** Start RECORDS PROVIDED **
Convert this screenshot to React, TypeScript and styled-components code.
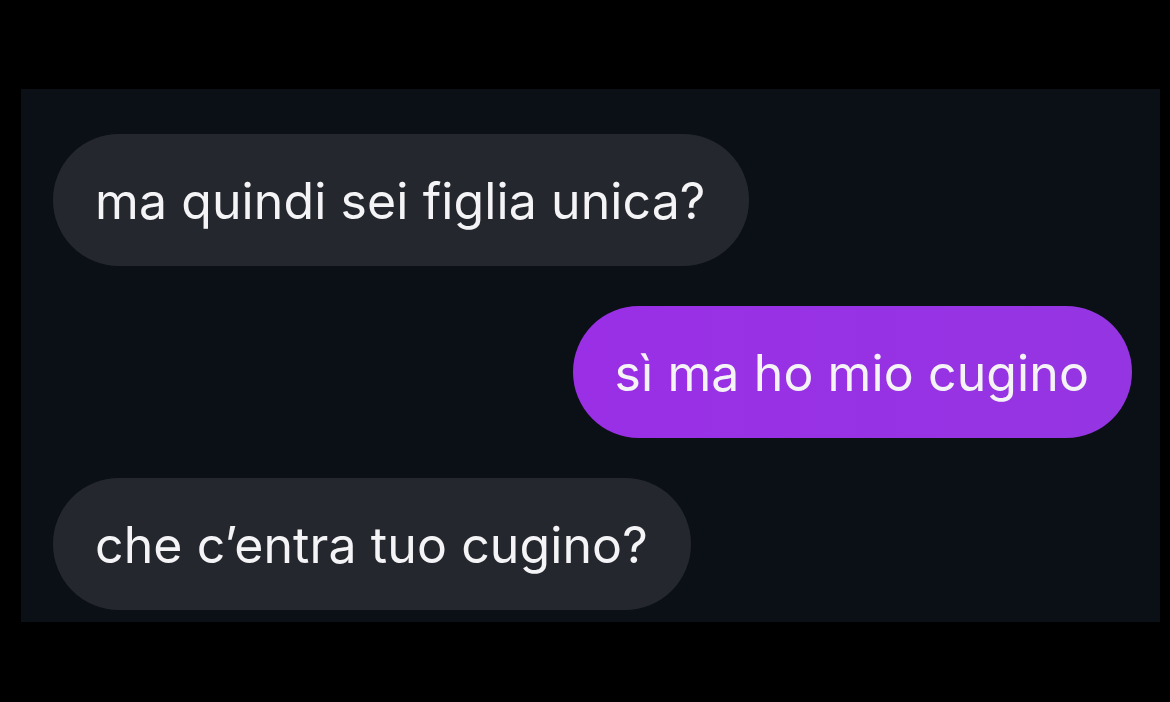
import React from "react";
import styled, { createGlobalStyle } from "styled-components";

const Global = createGlobalStyle`
  html, body { margin: 0; padding: 0; background: #000; }
  body { width: 1170px; height: 702px; overflow: hidden; }
`;

const Screen = styled.div`
  width: 1170px;
  height: 702px;
  background: #000;
  padding: 89px 10px 0 21px;
  box-sizing: border-box;
`;

const Panel = styled.div`
  width: 1139px;
  height: 533px;
  background: #0b1017;
  box-sizing: border-box;
  padding: 45px 28px 0 32px;
  display: flex;
  flex-direction: column;
  gap: 40px;
  overflow: hidden;
`;

const Row = styled.div<{ $mine?: boolean }>`
  display: flex;
  justify-content: ${(p) => (p.$mine ? "flex-end" : "flex-start")};
`;

const Bubble = styled.div<{ $mine?: boolean }>`
  height: 132px;
  border-radius: 66px;
  box-sizing: border-box;
  padding: 2px 43px 0 42px;
  display: flex;
  align-items: center;
  font-family: Inter, "Noto Sans", sans-serif;
  font-size: 50px;
  letter-spacing: 0.1px;
  color: #f4f4f6;
  white-space: nowrap;
  background: ${(p) =>
    p.$mine
      ? "linear-gradient(90deg, #9a2fe6 0%, #9535e2 100%)"
      : "#25272e"};
`;

export default function App() {
  return (
    <>
      <Global />
      <Screen>
        <Panel>
          <Row>
            <Bubble>ma quindi sei figlia unica?</Bubble>
          </Row>
          <Row $mine>
            <Bubble $mine>sì ma ho mio cugino</Bubble>
          </Row>
          <Row>
            <Bubble>che c’entra tuo cugino?</Bubble>
          </Row>
        </Panel>
      </Screen>
    </>
  );
}
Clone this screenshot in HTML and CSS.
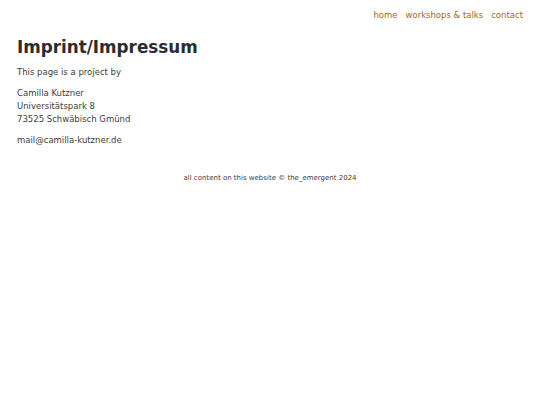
** End RECORDS PROVIDED **
• **WHAT YOU WILL DO**:
Every record above should be transcribed exactly; the pictures stay out of the copy.

• **TASK RESULT**:
Convert this screenshot to React, TypeScript and styled-components code.
import React from "react";
import styled, { createGlobalStyle } from "styled-components";

const Global = createGlobalStyle`
  html, body { margin: 0; padding: 0; background: #000; }
  body { width: 1170px; height: 702px; overflow: hidden; }
`;

const Screen = styled.div`
  width: 1170px;
  height: 702px;
  background: #000;
  padding: 89px 10px 0 21px;
  box-sizing: border-box;
`;

const Panel = styled.div`
  width: 1139px;
  height: 533px;
  background: #0b1017;
  box-sizing: border-box;
  padding: 45px 28px 0 32px;
  display: flex;
  flex-direction: column;
  gap: 40px;
  overflow: hidden;
`;

const Row = styled.div<{ $mine?: boolean }>`
  display: flex;
  justify-content: ${(p) => (p.$mine ? "flex-end" : "flex-start")};
`;

const Bubble = styled.div<{ $mine?: boolean }>`
  height: 132px;
  border-radius: 66px;
  box-sizing: border-box;
  padding: 2px 43px 0 42px;
  display: flex;
  align-items: center;
  font-family: Inter, "Noto Sans", sans-serif;
  font-size: 50px;
  letter-spacing: 0.1px;
  color: #f4f4f6;
  white-space: nowrap;
  background: ${(p) =>
    p.$mine
      ? "linear-gradient(90deg, #9a2fe6 0%, #9535e2 100%)"
      : "#25272e"};
`;

export default function App() {
  return (
    <>
      <Global />
      <Screen>
        <Panel>
          <Row>
            <Bubble>ma quindi sei figlia unica?</Bubble>
          </Row>
          <Row $mine>
            <Bubble $mine>sì ma ho mio cugino</Bubble>
          </Row>
          <Row>
            <Bubble>che c’entra tuo cugino?</Bubble>
          </Row>
        </Panel>
      </Screen>
    </>
  );
}
Clone this screenshot in HTML and CSS.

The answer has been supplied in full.